This excerpt taken from the PBCT DEF 14A filed Mar 13, 2008.
ITEM III. AMENDMENT OF THE 2007 RECOGNITION AND RETENTION PLAN
At the Annual Meeting of Shareholders in October 2007, the shareholders approved adoption of the Peoples United Financial, Inc. 2007 Recognition and Retention Plan (the RRP). The RRP was adopted approximately six months following the second-step conversion of Peoples United Financial in April 2007. Therefore, in compliance with Office of Thrift Supervision regulations governing management stock benefit plans adopted within one year following a conversion, the RRP does not permit the accelerated vesting of grants made pursuant to the plan in the event of the retirement of an award recipient.
The Board of Directors has approved, and the shareholders are being requested to approve, amendments to the RRP that would (1) permit (but not require) the accelerated vesting of grants made under the plan in the event of a recipients retirement and (2) revise the definition of the word Retirement as it now appears in the RRP.
The proposed amendment to the definition of Retirement will (a) make the definition consistent with the definition of that same term in the 1998 Long-Term Incentive Plan and the proposed 2008 Long-Term Incentive Plan when used with reference to employees; (b) have no effect on the current definition when used with reference to members of the Board of Directors; and (c) create a new definition of Retirement with reference to members of an advisory board in recognition of the difference between such individuals and members of the Board of Directors.
Inclusion of retirement as an event permitting accelerated vesting of previously-made grants is consistent with the goals intended to be served by the RRP. Otherwise, an award having a five-year vesting schedule which is made to any person within five years of his or her normal retirement age could never become fully vested. The Compensation and Nominating Committee is not required to permit accelerated vesting of all awards made pursuant to the RRP as a result of retirement, and could in the award agreement provide that only a specified portion of the awards would vest in that event.
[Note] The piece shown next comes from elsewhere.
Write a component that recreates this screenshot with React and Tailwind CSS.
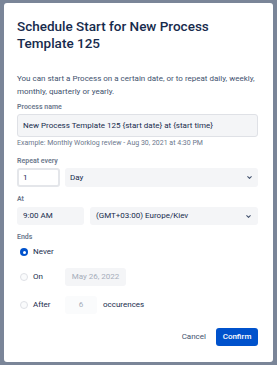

If shareholders approve the proposed amendments to the RRP, the Board of Directors expects to authorize amendments to the terms of previously-granted awards in order to permit accelerated vesting of all or a portion of such awards upon the holders retirement (as defined with respect to that holder under the RRP). For Company officers who retire pursuant to a policy requiring retirement at a specified age, members of the advisory board, and members of the Board of Directors, all unvested awards would become vested upon retirement. For all other award holders, all unvested awards that were designated as recognition awards and a portion of the unvested awards that were designated as retention awards would become vested upon retirement. Unvested retention awards would vest on a prorated basis, based on the number of months elapsed since the most recent scheduled vesting date (or award grant date if no vesting has yet occurred) and the number of awards expected to vest on the next scheduled vesting date. Awards not specifically designated as recognition awards will be treated as retention awards.
The full text of the proposed amendments to the RRP appear as Exhibit B to this Proxy Statement
Shareholder Approval Requirement
Assuming that a quorum is present at the Annual Meeting, approval of the proposal to adopt the proposed amendments to the RRP requires the affirmative vote of a majority of the shares of the common stock present, in person or by proxy, and entitled to vote at the Annual Meeting.
The Board of Directors believes that amendment of the RRP as proposed is in the best interests of Peoples United Financial and its shareholders, and recommends that shareholders vote FOR approval of the amendments to the 2007 Recognition and Retention Plan.